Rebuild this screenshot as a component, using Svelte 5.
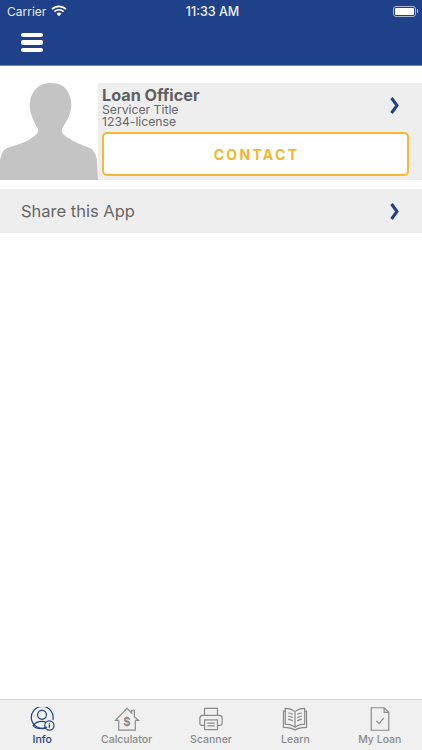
<script>
  const tabs = [
    { id: 'info', label: 'Info' },
    { id: 'calc', label: 'Calculator' },
    { id: 'scan', label: 'Scanner' },
    { id: 'learn', label: 'Learn' },
    { id: 'loan', label: 'My Loan' }
  ];
  let active = 'info';
</script>

<div class="page">
  <header>
    <div class="status">
      <div class="carrier">
        <span>Carrier</span>
        <svg width="16" height="12" viewBox="0 0 16 12">
          <path d="M1 4.200a10 10 0 0 1 14 0" fill="none" stroke="#fff" stroke-width="1.700"/>
          <path d="M3.400 6.600a6.600 6.600 0 0 1 9.200 0" fill="none" stroke="#fff" stroke-width="1.700"/>
          <path d="M5.600 8.800a3.400 3.400 0 0 1 4.800 0L8 11.300z" fill="#fff"/>
        </svg>
      </div>
      <div class="time">11:33 AM</div>
      <div class="battery">
        <div class="cell"><div class="level"></div></div>
        <div class="nub"></div>
      </div>
    </div>
    <div class="navbar">
      <button class="burger" aria-label="Menu"><i></i><i></i><i></i></button>
    </div>
  </header>

  <main>
    <section class="officer">
      <svg class="photo" viewBox="0 0 98 97" preserveAspectRatio="none">
        <path fill="#c4c4c4" d="M50 0C59 0 65 3 68 9C71 15 72 21 71 26C70 33 66 39 63 44C61.500 47 61.500 49 63 51C67 55 76 60 90 65C94 67 96 72 97 77L98 97H0V77C1 72 3 67 7 65C17 62 27 59 33 54C37 51 39 49 38 46C35 41 31 33 30 26C29 19 31 12 35 7C39 2 44 0 50 0Z"/>
      </svg>
      <div class="details">
        <div class="top">
          <div class="text">
            <h2>Loan Officer</h2>
            <p>Servicer Title</p>
            <p>1234-license</p>
          </div>
          <svg class="chev" width="11" height="17" viewBox="0 0 11 17"><path d="M2.500 1l5.500 7.500-5.500 7.500" fill="none" stroke="#1f4189" stroke-width="3"/></svg>
        </div>
        <button class="contact">CONTACT</button>
      </div>
    </section>

    <section class="share">
      <span>Share this App</span>
      <svg class="chev" width="11" height="17" viewBox="0 0 11 17"><path d="M2.500 1l5.500 7.500-5.500 7.500" fill="none" stroke="#1f4189" stroke-width="3"/></svg>
    </section>
  </main>

  <nav>
    {#each tabs as tab}
      <div class="tab" class:active={active === tab.id}>
        <svg width="26" height="24" viewBox="0 0 28 26" fill="none" stroke="currentColor" stroke-width="1.300">
          {#if tab.id === 'info'}
            <path d="M19.500 21.800A11.800 11.800 0 1 1 25.700 14"/>
            <circle cx="14" cy="8.500" r="4.800"/>
            <path d="M18.500 16.500c-1.500-.7-3-1-4.500-1-4 0-7.500 1.500-9.500 4.500.5 2 4.500 3.500 9.500 3.500 1.500 0 3-.2 4.500-.5"/>
            <circle cx="22" cy="20" r="5"/>
            <path d="M22 19v3.500M22 17.200v.9" stroke-width="1.400"/>
          {:else if tab.id === 'calc'}
            <path d="M5 14.500H1.500L14 1.500l5 5V3.500h3v7l4.500 4H23"/>
            <path d="M5 14.500V25h18V14.500"/>
            <text x="14" y="20.500" text-anchor="middle" class="dollar">$</text>
          {:else if tab.id === 'scan'}
            <path d="M7 9V1.500h14V9"/>
            <path d="M7 20H4a2 2 0 0 1-2-2v-6a3 3 0 0 1 3-3h18a3 3 0 0 1 3 3v6a2 2 0 0 1-2 2h-3"/>
            <rect x="7" y="14" width="14" height="10.500"/>
            <path d="M10 17.500h8M10 20.500h8"/>
          {:else if tab.id === 'learn'}
            <path d="M14 5C11 2.500 7 1.500 3.500 1.500v17c4 0 7.500 1 10.500 3.500 3-2.500 6.500-3.500 10.500-3.500v-17C21 1.500 17 2.500 14 5zM14 5v17"/>
            <path d="M3.500 4.500H1.500V22c4.500 0 9 .5 12.500 3 3.500-2.500 8-3 12.500-3V4.500h-2"/>
            <path d="M6.500 6.500c1.500 0 3 .5 5 1.500M6.500 10c1.500 0 3 .5 5 1.500M6.500 13.500c1.500 0 3 .5 5 1.500M21.500 6.500c-1.500 0-3 .5-5 1.500M21.500 10c-1.500 0-3 .5-5 1.500M21.500 13.500c-1.500 0-3 .5-5 1.500"/>
          {:else}
            <path d="M4.500 .8h14l5 5V25.200h-19z"/>
            <path d="M18.500 .8v5h5"/>
            <path d="M10 15l3 3 5-6"/>
          {/if}
        </svg>
        <span>{tab.label}</span>
      </div>
    {/each}
  </nav>
</div>

<style>
  :global(body) {
    margin: 0;
    background: #fff;
  }

  .page {
    width: 422px;
    height: 750px;
    display: flex;
    flex-direction: column;
    font-family: Inter, "Liberation Sans", sans-serif;
    overflow: hidden;
  }

  header {
    background: #1f4189;
    height: 65px;
    border-bottom: 1px solid #6f87b6;
    color: #fff;
    flex: none;
  }

  .status {
    height: 22px;
    display: grid;
    grid-template-columns: 1fr auto 1fr;
    align-items: center;
    padding: 0 4px 0 7px;
    font-size: 12px;
    color: #e6ebf4;
  }

  .carrier {
    display: flex;
    align-items: center;
    gap: 5px;
  }

  .time {
    font-size: 12.500px;
    font-weight: 500;
    color: #f2f4f9;
  }

  .battery {
    justify-self: end;
    display: flex;
    align-items: center;
    gap: 1px;
  }

  .cell {
    width: 23px;
    height: 11px;
    box-sizing: border-box;
    border: 1px solid #a9b7d3;
    border-radius: 3px;
    padding: 1px;
  }

  .level {
    height: 100%;
    background: #fff;
    border-radius: 1px;
  }

  .nub {
    width: 1px;
    height: 4px;
    background: #a9b7d3;
  }

  .navbar {
    padding: 11px 0 0 21px;
  }

  .burger {
    display: flex;
    flex-direction: column;
    gap: 3px;
    padding: 0;
    border: none;
    background: none;
  }

  .burger i {
    display: block;
    width: 22px;
    height: 4.300px;
    background: #fff;
    border-radius: 2px;
  }

  main {
    flex: 1;
    padding-top: 17px;
  }

  .officer {
    display: flex;
    height: 97px;
  }

  .photo {
    width: 98px;
    height: 97px;
    flex: none;
  }

  .details {
    flex: 1;
    background: #eeeeee;
    padding: 4px 13px 4px 4px;
    display: flex;
    flex-direction: column;
  }

  .top {
    display: flex;
    justify-content: space-between;
    align-items: flex-start;
    height: 45px;
  }

  .top .chev {
    margin: 10px 9px 0 0;
  }

  h2 {
    margin: 0 0 1px;
    font-size: 16.200px;
    line-height: 16px;
    font-weight: 700;
    color: #5f5f5f;
  }

  p {
    margin: 0;
    font-size: 12.200px;
    line-height: 12px;
    color: #666;
  }

  .contact {
    height: 44px;
    background: #fff;
    border: 2px solid #f6b92f;
    border-radius: 5px;
    color: #f4b62e;
    font-family: inherit;
    font-size: 14px;
    font-weight: 700;
    letter-spacing: 2.300px;
    padding: 0 0 0 2px;
  }

  .share {
    margin-top: 9px;
    height: 44px;
    background: #eeeeee;
    display: flex;
    align-items: center;
    justify-content: space-between;
    padding: 0 22px 0 21px;
    font-size: 16.500px;
    color: #666;
  }

  nav {
    flex: none;
    height: 50px;
    background: #f0f0f0;
    border-top: 1px solid #d8d8d8;
    display: grid;
    grid-template-columns: repeat(5, 1fr);
  }

  .tab {
    display: flex;
    flex-direction: column;
    align-items: center;
    padding-top: 7px;
    color: #8a8a8a;
    font-size: 10.500px;
    line-height: 12px;
    font-weight: 500;
  }

  .tab svg {
    margin-bottom: 3px;
  }

  .tab.active {
    color: #1f4189;
  }

  .dollar {
    font-size: 12px;
    font-weight: 700;
    fill: currentColor;
    stroke: none;
  }
</style>
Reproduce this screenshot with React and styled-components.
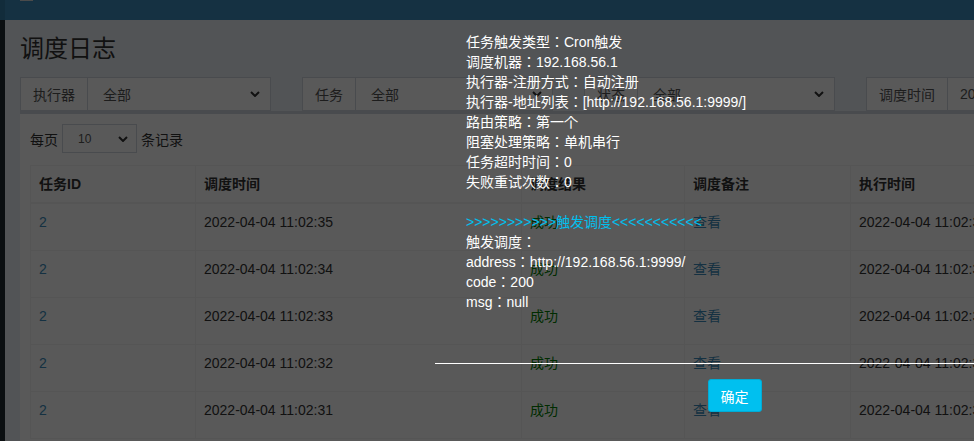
import React from "react";
import styled, { createGlobalStyle } from "styled-components";

const GlobalStyle = createGlobalStyle`
html, body {
    margin: 0;
    padding: 0;
    width: 974px;
    height: 441px;
    overflow: hidden;
}
body {
    font-family: "Liberation Sans", "Noto Sans CJK SC", sans-serif;
    font-size: 14px;
    color: #333;
}
`;

const Page = styled.div`
position: relative;
display: flex;
flex-direction: column;
width: 974px;
height: 441px;
overflow: hidden;
`;

const TopBar = styled.div`
display: flex;
height: 20px;
flex-shrink: 0;
`;

const LogoCell = styled.div`
width: 5px;
background-color: #367fa9;
`;

const NavBar = styled.div`
flex: 1;
background-color: #3c8dbc;
padding-left: 15px;
`;

const ToggleBar = styled.div`
width: 13px;
height: 1px;
background-color: #d8d8d8;
`;

const Main = styled.div`
display: flex;
flex: 1;
min-height: 0;
`;

const Sidebar = styled.div`
width: 5px;
flex-shrink: 0;
background-color: #222d32;
`;

const Content = styled.div`
flex: 1;
min-width: 0;
background-color: #ecf0f5;
padding: 0 0 0 15px;
overflow: hidden;
`;

const Title = styled.h1`
margin: 15px 0 14px;
font-size: 24px;
line-height: 28px;
font-weight: 400;
color: #333;
`;

const FilterRow = styled.div`
display: flex;
gap: 31px;
width: 1200px;
`;

const Group = styled.div`
display: flex;
width: ${(props) => props.$w || 251}px;
height: 34px;
flex-shrink: 0;
`;

const Addon = styled.div`
display: flex;
align-items: center;
padding: 0 12px;
border: 1px solid #d2d6de;
background-color: #fff;
color: #555;
white-space: nowrap;
`;

const SelectBox = styled.div`
flex: 1;
display: flex;
align-items: center;
justify-content: space-between;
padding: 0 10px 0 ${(props) => props.$pl || 15}px;
border: 1px solid #d2d6de;
border-left: none;
background-color: #fff;
color: #555;
font-size: ${(props) => props.$small ? "12px" : "14px"};
white-space: nowrap;
`;

const Box = styled.div`
width: 1200px;
border-top: 3px solid #d2d6de;
background-color: #fff;
padding: 10px;
`;

const LengthRow = styled.div`
display: flex;
align-items: center;
gap: 4px;
height: 29px;
color: #333;
`;

const PageSize = styled(SelectBox)`
flex: none;
width: 75px;
height: 29px;
box-sizing: border-box;
border-left: 1px solid #d2d6de;
padding: 0 8px 0 15px;
`;

const Table = styled.table`
margin-top: 12px;
border-collapse: collapse;
border: 1px solid #f4f4f4;
table-layout: fixed;
width: 1121px;
`;

const Th = styled.th`
box-sizing: border-box;
width: ${(props) => props.$w}px;
padding: 8px;
line-height: 20px;
text-align: left;
font-weight: 700;
color: #333;
border: 1px solid #f4f4f4;
border-bottom: 2px solid #f4f4f4;
white-space: nowrap;
`;

const Td = styled.td`
padding: 8px 8px 18px;
line-height: 20px;
border: 1px solid #f4f4f4;
white-space: nowrap;
overflow: hidden;
color: ${(props) => props.$tone === "link" ? "#3c8dbc" : props.$tone === "ok" ? "#008000" : "#333"};
`;

const Backdrop = styled.div`
position: absolute;
inset: 0;
background-color: rgba(0, 0, 0, 0.65);
`;

const Modal = styled.div`
position: absolute;
left: 435px;
top: 32px;
width: 599px;
color: #fff;
font-family: "Liberation Sans", "Noto Sans CJK JP", sans-serif;
`;

const ModalBody = styled.div`
padding: 0 0 51px 31px;
font-size: 14px;
line-height: 20px;
`;

const Line = styled.div`
height: 20px;
white-space: nowrap;
color: ${(props) => props.$hl ? "#00c0ef" : "#fff"};
`;

const ModalFooter = styled.div`
border-top: 1px solid #fff;
padding-top: 15px;
text-align: center;
`;

const OkButton = styled.button`
height: 33px;
padding: 0 12px;
border: 1px solid #00acd6;
border-radius: 3px;
background-color: #00c0ef;
color: #fff;
font-family: "Liberation Sans", "Noto Sans CJK SC", sans-serif;
font-size: 14px;
`;

function Chevron() {
    return (
        <svg width="10" height="6" viewBox="0 0 10 6">
            <polyline points="1,1 5,5 9,1" fill="none" stroke="#333" strokeWidth="2" />
        </svg>
    );
}

const rows = ["35", "34", "33", "32", "31"];

const logLines = [
    "任务触发类型：Cron触发",
    "调度机器：192.168.56.1",
    "执行器-注册方式：自动注册",
    "执行器-地址列表：[http://192.168.56.1:9999/]",
    "路由策略：第一个",
    "阻塞处理策略：单机串行",
    "任务超时时间：0",
    "失败重试次数：0",
];

function App() {
    return (
        <>
            <GlobalStyle />
            <Page>
                <TopBar>
                    <LogoCell />
                    <NavBar><ToggleBar /></NavBar>
                </TopBar>
                <Main>
                    <Sidebar />
                    <Content>
                        <Title>调度日志</Title>
                        <FilterRow>
                            <Group>
                                <Addon>执行器</Addon>
                                <SelectBox>全部<Chevron /></SelectBox>
                            </Group>
                            <Group>
                                <Addon>任务</Addon>
                                <SelectBox>全部<Chevron /></SelectBox>
                            </Group>
                            <Group>
                                <Addon>状态</Addon>
                                <SelectBox>全部<Chevron /></SelectBox>
                            </Group>
                            <Group $w={400}>
                                <Addon>调度时间</Addon>
                                <SelectBox $pl={12}>2022-04-04 00:00:00 - 2022-04-04 23:59:59</SelectBox>
                            </Group>
                        </FilterRow>
                        <Box>
                            <LengthRow>
                                每页
                                <PageSize $small>10<Chevron /></PageSize>
                                条记录
                            </LengthRow>
                            <Table>
                                <thead>
                                    <tr>
                                        <Th $w={165}>任务ID</Th>
                                        <Th $w={326}>调度时间</Th>
                                        <Th $w={163}>调度结果</Th>
                                        <Th $w={166}>调度备注</Th>
                                        <Th $w={300}>执行时间</Th>
                                    </tr>
                                </thead>
                                <tbody>
                                    {rows.map((s) => (
                                        <tr key={s}>
                                            <Td $tone="link">2</Td>
                                            <Td>2022-04-04 11:02:{s}</Td>
                                            <Td $tone="ok">成功</Td>
                                            <Td $tone="link">查看</Td>
                                            <Td>2022-04-04 11:02:{s}</Td>
                                        </tr>
                                    ))}
                                </tbody>
                            </Table>
                        </Box>
                    </Content>
                </Main>
                <Backdrop />
                <Modal>
                    <ModalBody>
                        {logLines.map((l) => <Line key={l}>{l}</Line>)}
                        <Line>&nbsp;</Line>
                        <Line $hl>{">>>>>>>>>>>触发调度<<<<<<<<<<<"}</Line>
                        <Line>触发调度：</Line>
                        <Line>address：http://192.168.56.1:9999/</Line>
                        <Line>code：200</Line>
                        <Line>msg：null</Line>
                    </ModalBody>
                    <ModalFooter>
                        <OkButton>确定</OkButton>
                    </ModalFooter>
                </Modal>
            </Page>
        </>
    );
}

export default App;
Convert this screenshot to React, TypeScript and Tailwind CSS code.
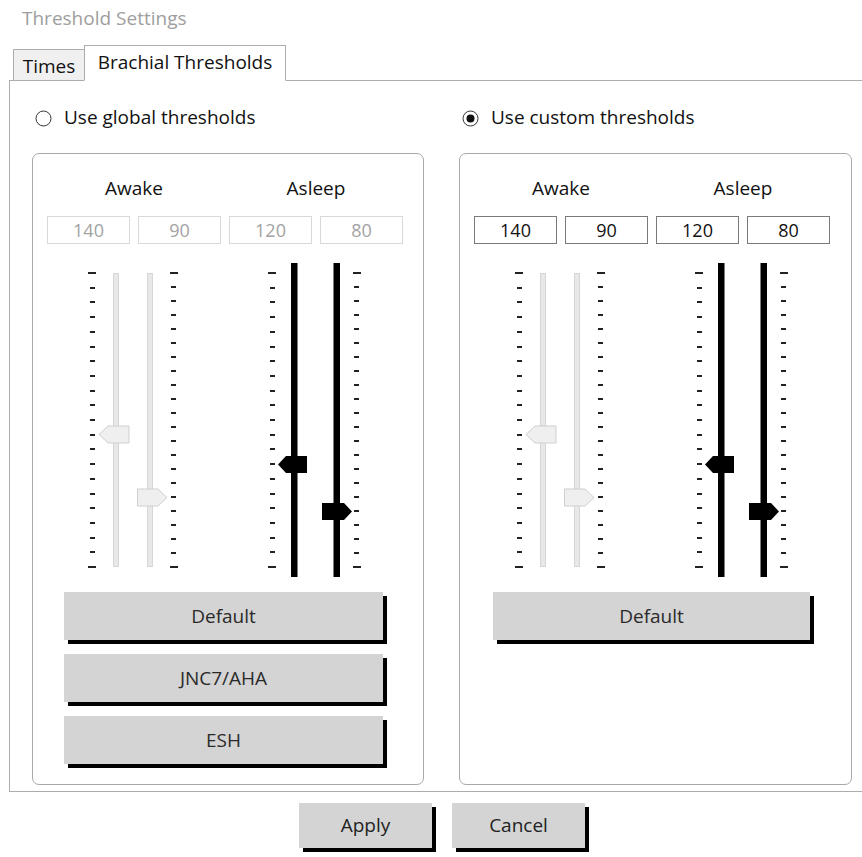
import React from "react";

function Radio({ checked }: { checked: boolean }) {
  return (
    <svg width="17" height="17" viewBox="0 0 17 17" className="shrink-0">
      <circle cx="8.5" cy="8.5" r="7.5" fill="white" stroke="#333" strokeWidth="1" />
      {checked && <circle cx="8.5" cy="8.5" r="4" fill="#111" />}
    </svg>
  );
}

function Sliders({ awakeEnabled }: { awakeEnabled: boolean }) {
  const top = 13;
  const bottom = 307;
  const ticks = (count: number) =>
    Array.from({ length: count + 1 }, (_, i) => top + ((bottom - top) * i) / count);
  const left = ticks(20);
  const right = ticks(21);
  const col = (ys: number[], sx: number, sw: number, lx: number, lw: number, key: string) =>
    ys.map((y, i) => {
      const end = i === 0 || i === ys.length - 1;
      return (
        <rect
          key={key + i}
          x={end ? lx : sx}
          y={Math.round(y) - 1}
          width={end ? lw : sw}
          height={2}
          fill="#222"
        />
      );
    });
  const light = "#efefef";
  const lightStroke = "#cfcfcf";
  return (
    <svg width="392" height="320" viewBox="0 0 392 320" className="block">
      {/* Awake */}
      {col(left, 57, 5, 55, 8, "al")}
      {col(right, 138, 5, 137, 8, "ar")}
      <rect x="80.5" y="13.5" width="5" height="293" fill="#e8e8e8" stroke="#d6d6d6" />
      <rect x="114.5" y="13.5" width="5" height="293" fill="#e8e8e8" stroke="#d6d6d6" />
      <polygon
        points="66,174.5 75,166 96,166 96,183 75,183"
        fill={awakeEnabled ? "#000" : light}
        stroke={awakeEnabled ? "#000" : lightStroke}
      />
      <polygon
        points="104.5,229 125,229 134,237.5 125,246 104.5,246"
        fill={awakeEnabled ? "#000" : light}
        stroke={awakeEnabled ? "#000" : lightStroke}
      />
      {/* Asleep */}
      {col(left, 237, 5, 235, 8, "sl")}
      {col(right, 321, 5, 320, 8, "sr")}
      <rect x="258" y="3" width="6.5" height="314" fill="#000" />
      <rect x="300.5" y="3" width="6.5" height="314" fill="#000" />
      <polygon points="245,204.5 253,196 274,196 274,213 253,213" fill="#000" />
      <polygon points="289,243 311,243 319,251.5 311,260 289,260" fill="#000" />
    </svg>
  );
}

function Btn({ label, className }: { label: string; className: string }) {
  return (
    <div
      className={`h-[48px] bg-[#d4d4d4] shadow-[4px_4px_0_#000] flex items-center justify-center text-[#2a2a2a] text-[19px] ${className}`}
    >
      {label}
    </div>
  );
}

function ValueBox({ v, enabled }: { v: string; enabled: boolean }) {
  return (
    <div
      className={
        enabled
          ? "h-[28px] border border-[#7a7a7a] flex items-center justify-center text-[18px] text-[#111]"
          : "h-[28px] border border-[#d9d9d9] flex items-center justify-center text-[18px] text-[#a3a3a3]"
      }
    >
      {v}
    </div>
  );
}

function Group({ enabled, buttons, btnClass }: { enabled: boolean; buttons: string[]; btnClass: string }) {
  return (
    <div className="h-[632px] border border-[#a9a9a9] rounded-[7px] mt-[25px]">
      <div className="pt-[21px] pl-[14px] grid grid-cols-[83px_83px_83px_83px] gap-x-[8px]">
        <div className="col-span-2 h-[26px] leading-[26px] text-center text-[19px] text-[#111]">Awake</div>
        <div className="col-span-2 h-[26px] leading-[26px] text-center text-[19px] text-[#111]">Asleep</div>
        <div className="col-span-4 h-[15px]" />
        <ValueBox v="140" enabled={enabled} />
        <ValueBox v="90" enabled={enabled} />
        <ValueBox v="120" enabled={enabled} />
        <ValueBox v="80" enabled={enabled} />
      </div>
      <div className="mt-[16px]">
        <Sliders awakeEnabled={false} />
      </div>
      <div className="mt-[12px] flex flex-col gap-[14px]">
        {buttons.map((b) => (
          <Btn key={b} label={b} className={btnClass} />
        ))}
      </div>
    </div>
  );
}

export default function App() {
  return (
    <div className="w-[862px] h-[857px] bg-white overflow-hidden font-['Open_Sans',sans-serif] text-black">
      <div className="pl-[22px] pt-[5px] h-[45px] leading-[26px] text-[19px] text-[#9e9e9e]">Threshold Settings</div>
      <div className="flex items-end h-[36px] pl-[13px] relative z-10">
        <div className="h-[31px] mb-px w-[72px] border border-b-0 border-[#acacac] bg-[#f0f0f0] flex items-center justify-center pt-[2px] text-[19px] text-[#111]">
          Times
        </div>
        <div className="h-[36px] w-[202px] -ml-px border border-[#acacac] border-b-white bg-white flex items-center justify-center pb-[1px] text-[19px] text-[#111]">
          Brachial Thresholds
        </div>
      </div>
      <div className="ml-[9px] -mt-px w-[853px] h-[712px] border-l border-t border-b border-[#acacac] pl-[22px]">
        <div className="grid grid-cols-[392px_393px] gap-x-[35px]">
          <div>
            <div className="mt-[27px] h-[20px] flex items-center pl-[3px] gap-[12px] text-[19px] text-[#111]">
              <Radio checked={false} />
              <span className="-mt-[2px]">Use global thresholds</span>
            </div>
            <Group enabled={false} buttons={["Default", "JNC7/AHA", "ESH"]} btnClass="ml-[31px] w-[319px]" />
          </div>
          <div>
            <div className="mt-[27px] h-[20px] flex items-center pl-[3px] gap-[12px] text-[19px] text-[#111]">
              <Radio checked={true} />
              <span className="-mt-[2px]">Use custom thresholds</span>
            </div>
            <Group enabled={true} buttons={["Default"]} btnClass="ml-[33px] w-[317px]" />
          </div>
        </div>
      </div>
      <div className="flex pl-[299px] gap-[20px] mt-[11px]">
        <div className="w-[133px] h-[45px] bg-[#d4d4d4] shadow-[4px_4px_0_#000] flex items-center justify-center text-[19px] text-[#222]">
          Apply
        </div>
        <div className="w-[133px] h-[45px] bg-[#d4d4d4] shadow-[4px_4px_0_#000] flex items-center justify-center text-[19px] text-[#222]">
          Cancel
        </div>
      </div>
    </div>
  );
}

» Job
Return, from the data, each line that has the word "components" in it.

» Complete output
Reproduce this screenshot with React and styled-components.
import styled, { createGlobalStyle } from "styled-components";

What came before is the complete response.